With sadness, we note the June 2024 passing of Craig Weinlein, the Executive Director of The Sedona Conference. We want to recognize Craig for his dedication and leadership to The Sedona Conference and its mission to move the law forward in a reasoned and just way. We offer Craig's family and the entire Sedona Conference family our sincerest condolences.

Case Summaries

AC BLUEBONNET, LP V. SUTHER FEEDS, INC.

#Rule37e; #Sanctions; #Spoliation; #Adverse-Inference; #Text-Messages

In AC Bluebonnet, LP v. Suther Feeds, Inc., 2024 WL 940501 (D. Neb. Feb. 16, 2024), United States District Judge Joseph F. Bataillon denied the plaintiff's motion for Federal Rule of Civil Procedure 37(e)(2) sanctions for failing to preserve text messages and other ESI that were pertinent to the case.

In the underlying litigation, the plaintiff alleged, among other things, that the defendant violated the parties' non-solicitation agreement. During discovery, the plaintiff learned that one of the defendant's key custodians had deleted text messages that he sent and received during the non-solicitation period. Indeed, while the key custodian testified during his deposition that he did not manually delete text messages, he also admitted that he was unaware his cell phone had been set to auto-delete messages older than one year; that he therefore had not disabled said function; and that, as such, messages from the non-solicitation period had been auto-deleted. In addition, the evidence presented also indicated that the defendant never asked him to check the auto-delete setting on his mobile phone. The plaintiff was able to obtain some of the messages it sought via other means, but others were permanently lost.

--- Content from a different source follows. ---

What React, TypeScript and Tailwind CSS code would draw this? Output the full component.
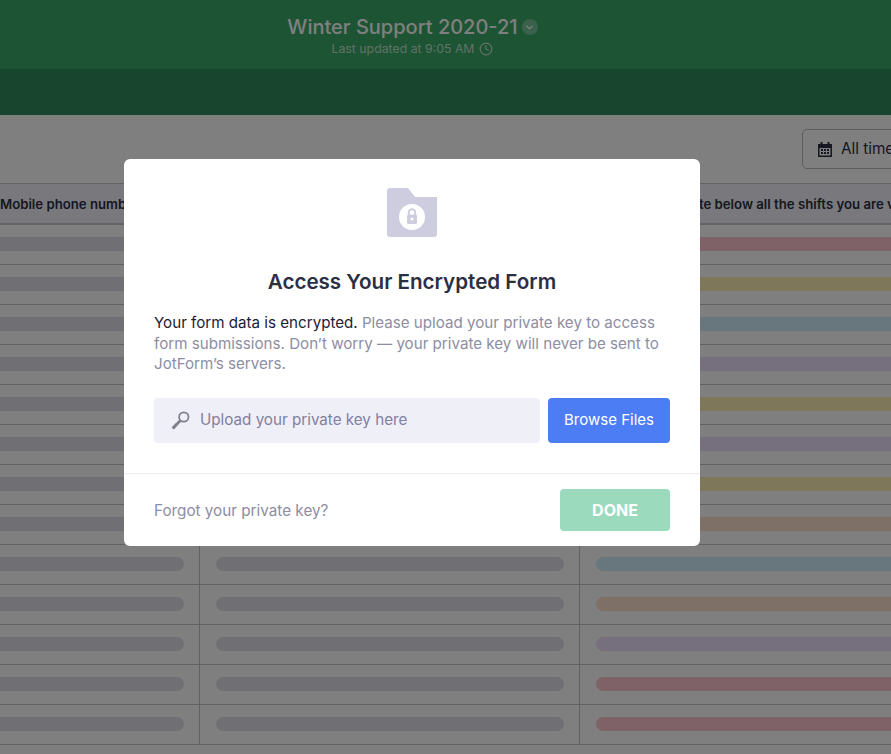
import { ChevronDown, Clock } from "lucide-react";

const rowColors = [
  "bg-[#ffc4d0]",
  "bg-[#fdeeb4]",
  "bg-[#d0eefb]",
  "bg-[#ecdffb]",
  "bg-[#fdeeb4]",
  "bg-[#ecdffb]",
  "bg-[#fdeeb4]",
  "bg-[#fde0cf]",
  "bg-[#d0eefb]",
  "bg-[#fde0cf]",
  "bg-[#ecdffb]",
  "bg-[#ffc4d0]",
  "bg-[#ffc4d0]",
];

function FolderLock() {
  return (
    <svg width="50" height="49" viewBox="0 0 50 49">
      <path d="M3 0h18l7 9h22v37a3 3 0 0 1-3 3H3a3 3 0 0 1-3-3V3a3 3 0 0 1 3-3z" fill="#cdcddf" />
      <circle cx="25" cy="29" r="13" fill="#fff" />
      <path d="M21.8 27v-2.6a3.2 3.2 0 0 1 6.4 0V27" fill="none" stroke="#cdcddf" strokeWidth="2" />
      <rect x="20" y="26.5" width="10" height="9.5" rx="1.5" fill="#cdcddf" />
      <circle cx="25" cy="31" r="1.6" fill="#fff" />
    </svg>
  );
}

function KeyIcon() {
  return (
    <svg width="20" height="20" viewBox="0 0 20 20" fill="none">
      <circle cx="13.8" cy="7" r="4.7" stroke="#80808f" strokeWidth="1.8" />
      <path d="M10.4 10.6 2.6 18.4" stroke="#80808f" strokeWidth="2.8" />
      <path d="M3 16l2 2.4M5.2 13.8l1.8 2" stroke="#80808f" strokeWidth="1.8" />
    </svg>
  );
}

function CalendarIcon() {
  return (
    <svg width="14" height="15" viewBox="0 0 14 15" fill="#2b2f42">
      <rect x="2.5" y="0" width="2" height="3" />
      <rect x="9.5" y="0" width="2" height="3" />
      <path d="M0 2h14v13H0zM1.5 6v7.5h11V6z" />
      <path d="M3 7h2v2H3zM6 7h2v2H6zM9 7h2v2H9zM3 10h2v2H3zM6 10h2v2H6zM9 10h2v2H9z" />
    </svg>
  );
}

export default function App() {
  return (
    <div className="relative h-[754px] w-[891px] overflow-hidden bg-white font-['Inter',sans-serif]">
      <header className="h-[115px] bg-[#308a5a]">
        <div className="flex h-[69px] flex-col items-center bg-[#3aa868] pt-[14px] pr-[66px]">
          <div className="flex items-center gap-[4px]">
            <h1 className="text-[20px] leading-[26px] font-medium text-white">Winter Support 2020-21</h1>
            <span className="flex h-[16px] w-[16px] items-center justify-center rounded-full bg-white/30">
              <ChevronDown size={11} strokeWidth={3} className="text-white" />
            </span>
          </div>
          <div className="mt-[1px] flex items-center gap-[5px] text-[12.3px] leading-[16px] text-white/70">
            Last updated at 9:05 AM
            <Clock size={14} strokeWidth={2} />
          </div>
        </div>
      </header>

      <div className="flex h-[68px] justify-end pt-[14px]">
        <button className="flex h-[40px] w-[120px] shrink-0 -mr-[31px] items-center gap-[9px] rounded-[5px] border border-[#b8b8c4] pl-[15px] text-[15.3px] text-[#2b2f42]">
          <CalendarIcon />
          <span className="pt-[1px]">All time</span>
        </button>
      </div>

      <div className="flex h-[42px] items-center whitespace-nowrap border-t border-b-2 border-[#c8c8d0] bg-[#f3f3fb] pt-[2px] text-[13.2px] font-semibold text-[#2b2f42]">
        <div className="w-[580px] shrink-0">Mobile phone number</div>
        <div className="pl-[57px]">Please note below all the shifts you are volunteering for</div>
      </div>

      {rowColors.map((color, i) => (
        <div key={i} className="flex h-[40px] border-b border-[#c4c4c4]">
          <div className="flex w-[200px] shrink-0 items-center border-r border-[#c4c4c4] pr-[15px] pb-[1px]">
            <div className="h-[14px] w-full rounded-r-full bg-[#dfdfe8]" />
          </div>
          <div className="flex w-[380px] shrink-0 items-center border-r border-[#c4c4c4] pr-[15px] pb-[1px] pl-[16px]">
            <div className="h-[14px] w-full rounded-full bg-[#dfdfe8]" />
          </div>
          <div className="flex flex-1 items-center pb-[1px] pl-[16px]">
            <div className={`h-[14px] w-full rounded-l-full ${color}`} />
          </div>
        </div>
      ))}

      <div className="absolute inset-0 bg-black/50" />

      <div className="absolute top-[159px] left-[124px] w-[576px] rounded-[6px] bg-white">
        <div className="flex flex-col items-center pt-[29px]">
          <FolderLock />
          <h2 className="mt-[31px] text-[20.6px] leading-[28px] font-semibold text-[#2b2f42]">Access Your Encrypted Form</h2>
        </div>
        <p className="mt-[17px] px-[30px] text-[15.15px] leading-[20.5px] text-[#8d8da3]">
          <span className="text-[#1d2035]">Your form data is encrypted.</span> Please upload your private key to access form submissions. Don’t worry — your private key will never be sent to JotForm’s servers.
        </p>
        <div className="mt-[23px] flex gap-[8px] px-[30px]">
          <div className="flex h-[45px] flex-1 items-center gap-[10px] rounded-[4px] bg-[#efeff8] pl-[16px] text-[15.2px] text-[#8080a0]">
            <KeyIcon />
            <span className="pt-[1px]">Upload your private key here</span>
          </div>
          <button className="h-[45px] w-[122px] rounded-[4px] bg-[#4c7df5] pt-[1px] text-[15px] text-white">Browse Files</button>
        </div>
        <div className="mt-[30px] flex h-[73px] items-center justify-between border-t border-[#ececf0] px-[30px]">
          <span className="pt-[4px] text-[15.25px] text-[#8d8da3]">Forgot your private key?</span>
          <button className="h-[42px] w-[110px] rounded-[4px] bg-[#9bdabd] text-[16px] font-bold text-white">DONE</button>
        </div>
      </div>
    </div>
  );
}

The plaintiff therefore moved for sanctions under Rule 37(e)(2), alleging the defendant intentionally destroyed the messages and seeking an adverse instruction that the jury could presume the lost messages were unfavorable to the defendant.

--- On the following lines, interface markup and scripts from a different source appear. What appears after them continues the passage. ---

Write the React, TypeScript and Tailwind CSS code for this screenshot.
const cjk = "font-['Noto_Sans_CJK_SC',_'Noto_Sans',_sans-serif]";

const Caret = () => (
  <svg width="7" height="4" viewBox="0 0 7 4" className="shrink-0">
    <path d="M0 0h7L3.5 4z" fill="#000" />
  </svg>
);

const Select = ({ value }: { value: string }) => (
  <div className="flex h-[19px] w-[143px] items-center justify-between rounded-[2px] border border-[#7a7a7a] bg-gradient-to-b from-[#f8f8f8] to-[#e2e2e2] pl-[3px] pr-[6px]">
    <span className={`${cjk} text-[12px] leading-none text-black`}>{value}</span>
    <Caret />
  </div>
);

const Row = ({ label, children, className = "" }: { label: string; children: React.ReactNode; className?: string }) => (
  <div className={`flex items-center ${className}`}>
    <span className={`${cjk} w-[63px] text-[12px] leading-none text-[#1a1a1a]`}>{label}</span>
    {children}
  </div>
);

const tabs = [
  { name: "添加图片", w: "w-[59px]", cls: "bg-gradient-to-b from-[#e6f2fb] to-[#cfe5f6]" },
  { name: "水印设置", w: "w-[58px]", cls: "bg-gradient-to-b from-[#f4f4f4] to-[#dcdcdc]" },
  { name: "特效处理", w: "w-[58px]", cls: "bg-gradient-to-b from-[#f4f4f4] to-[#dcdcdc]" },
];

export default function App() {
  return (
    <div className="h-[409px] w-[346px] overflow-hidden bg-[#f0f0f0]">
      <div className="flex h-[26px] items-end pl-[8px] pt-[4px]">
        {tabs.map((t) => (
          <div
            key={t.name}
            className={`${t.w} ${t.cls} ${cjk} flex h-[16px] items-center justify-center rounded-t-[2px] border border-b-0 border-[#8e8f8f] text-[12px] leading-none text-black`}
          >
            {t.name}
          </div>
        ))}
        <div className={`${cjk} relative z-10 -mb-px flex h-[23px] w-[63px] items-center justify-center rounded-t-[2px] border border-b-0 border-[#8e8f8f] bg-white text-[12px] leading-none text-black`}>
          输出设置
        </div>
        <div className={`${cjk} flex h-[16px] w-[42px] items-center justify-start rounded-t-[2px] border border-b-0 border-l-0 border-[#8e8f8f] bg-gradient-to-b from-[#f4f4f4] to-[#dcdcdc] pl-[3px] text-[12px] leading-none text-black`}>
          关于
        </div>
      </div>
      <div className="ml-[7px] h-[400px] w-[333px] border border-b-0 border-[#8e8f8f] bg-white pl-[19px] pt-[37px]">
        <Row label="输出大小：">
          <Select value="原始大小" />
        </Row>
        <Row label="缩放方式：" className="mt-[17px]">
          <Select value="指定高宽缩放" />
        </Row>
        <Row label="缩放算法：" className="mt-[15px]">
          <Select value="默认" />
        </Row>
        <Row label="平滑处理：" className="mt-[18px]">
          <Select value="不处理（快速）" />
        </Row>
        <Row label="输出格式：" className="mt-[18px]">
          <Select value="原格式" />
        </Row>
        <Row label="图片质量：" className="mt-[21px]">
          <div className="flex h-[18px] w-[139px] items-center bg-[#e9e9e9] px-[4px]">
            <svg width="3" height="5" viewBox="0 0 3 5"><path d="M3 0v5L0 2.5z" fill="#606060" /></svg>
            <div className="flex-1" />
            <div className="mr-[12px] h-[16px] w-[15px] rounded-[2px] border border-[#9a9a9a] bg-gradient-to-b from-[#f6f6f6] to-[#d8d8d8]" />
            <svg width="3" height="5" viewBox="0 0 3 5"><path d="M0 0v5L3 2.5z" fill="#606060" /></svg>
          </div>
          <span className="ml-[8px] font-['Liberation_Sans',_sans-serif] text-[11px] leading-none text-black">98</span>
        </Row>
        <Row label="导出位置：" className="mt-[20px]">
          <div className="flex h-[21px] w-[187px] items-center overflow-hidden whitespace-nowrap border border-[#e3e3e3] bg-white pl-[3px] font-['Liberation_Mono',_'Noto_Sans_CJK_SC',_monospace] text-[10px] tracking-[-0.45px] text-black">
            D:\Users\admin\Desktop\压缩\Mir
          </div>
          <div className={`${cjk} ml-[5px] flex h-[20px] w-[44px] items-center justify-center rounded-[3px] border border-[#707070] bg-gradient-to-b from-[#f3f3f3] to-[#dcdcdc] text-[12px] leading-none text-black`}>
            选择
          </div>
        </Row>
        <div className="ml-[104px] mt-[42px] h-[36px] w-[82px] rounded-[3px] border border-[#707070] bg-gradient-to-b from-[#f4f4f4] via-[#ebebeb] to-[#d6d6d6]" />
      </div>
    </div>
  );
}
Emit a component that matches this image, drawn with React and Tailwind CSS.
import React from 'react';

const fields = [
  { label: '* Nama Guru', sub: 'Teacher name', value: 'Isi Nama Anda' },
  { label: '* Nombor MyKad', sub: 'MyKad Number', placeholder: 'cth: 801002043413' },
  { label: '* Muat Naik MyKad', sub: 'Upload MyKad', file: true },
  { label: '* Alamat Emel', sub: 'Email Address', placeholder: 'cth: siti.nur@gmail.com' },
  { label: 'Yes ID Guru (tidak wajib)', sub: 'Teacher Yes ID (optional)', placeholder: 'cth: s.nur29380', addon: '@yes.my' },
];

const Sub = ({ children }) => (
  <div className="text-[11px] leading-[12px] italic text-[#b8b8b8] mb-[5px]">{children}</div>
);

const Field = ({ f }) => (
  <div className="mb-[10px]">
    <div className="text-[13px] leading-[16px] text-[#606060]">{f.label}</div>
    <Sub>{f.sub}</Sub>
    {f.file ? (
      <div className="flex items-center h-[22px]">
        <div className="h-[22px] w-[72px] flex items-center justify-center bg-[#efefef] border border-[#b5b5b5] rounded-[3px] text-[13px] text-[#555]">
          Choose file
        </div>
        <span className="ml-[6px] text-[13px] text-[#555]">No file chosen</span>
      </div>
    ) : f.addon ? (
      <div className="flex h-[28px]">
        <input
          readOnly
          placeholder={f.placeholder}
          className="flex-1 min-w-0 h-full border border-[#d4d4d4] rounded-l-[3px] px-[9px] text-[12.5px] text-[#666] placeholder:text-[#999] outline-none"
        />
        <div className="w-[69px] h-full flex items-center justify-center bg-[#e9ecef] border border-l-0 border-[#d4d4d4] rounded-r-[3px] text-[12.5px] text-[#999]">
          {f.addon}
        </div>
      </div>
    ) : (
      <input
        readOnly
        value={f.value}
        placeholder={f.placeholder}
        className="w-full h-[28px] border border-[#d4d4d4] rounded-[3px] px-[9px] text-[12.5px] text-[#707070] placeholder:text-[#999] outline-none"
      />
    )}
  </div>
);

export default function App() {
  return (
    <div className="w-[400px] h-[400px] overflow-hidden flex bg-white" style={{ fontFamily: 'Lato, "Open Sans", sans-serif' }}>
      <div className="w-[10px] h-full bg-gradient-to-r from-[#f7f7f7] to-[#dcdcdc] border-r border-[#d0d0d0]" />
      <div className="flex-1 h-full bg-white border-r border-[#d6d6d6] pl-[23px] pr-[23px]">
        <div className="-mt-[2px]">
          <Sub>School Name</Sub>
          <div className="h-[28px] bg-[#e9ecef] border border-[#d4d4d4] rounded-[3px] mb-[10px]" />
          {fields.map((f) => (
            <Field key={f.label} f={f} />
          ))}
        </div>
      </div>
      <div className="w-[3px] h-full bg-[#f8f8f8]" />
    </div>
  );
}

Sanctions for spoliation under Rule 37(e)(2) require a finding that (i) ESI that should have been preserved in anticipation of litigation was irretrievable lost because a party failed to take reasonable steps to preserve it; and (ii) the party did so with an intent to deprive another party of the use of that ESI during the litigation. Relying on this guidance, Judge Bataillon readily found that the defendant had failed to take reasonable steps to preserve its employee's messages, but also determined that the evidence did not support a finding of intent. Here, the plaintiff had argued that "the Court should presume [the defendant] intended to deprive it of information from its failure to ensure the preservation of the text messages..." Judge Bataillon disagreed, stating that "[w]hile it may be true that {the defendant] could have asked [the key custodian] to check the auto-delete setting on his phone at the outset of the litigation, its failure to do so does not mean it acted with the intent to deprive [the plaintiff] of discoverable information. The most the evidence supports is that the automatic deletion of [the key custodian's] messages was an unfortunate oversight, not an intentional act." As such, Judge Bataillon held that the sanction of a presumption of unfavorability was not warranted, and he denied the plaintiff's motion.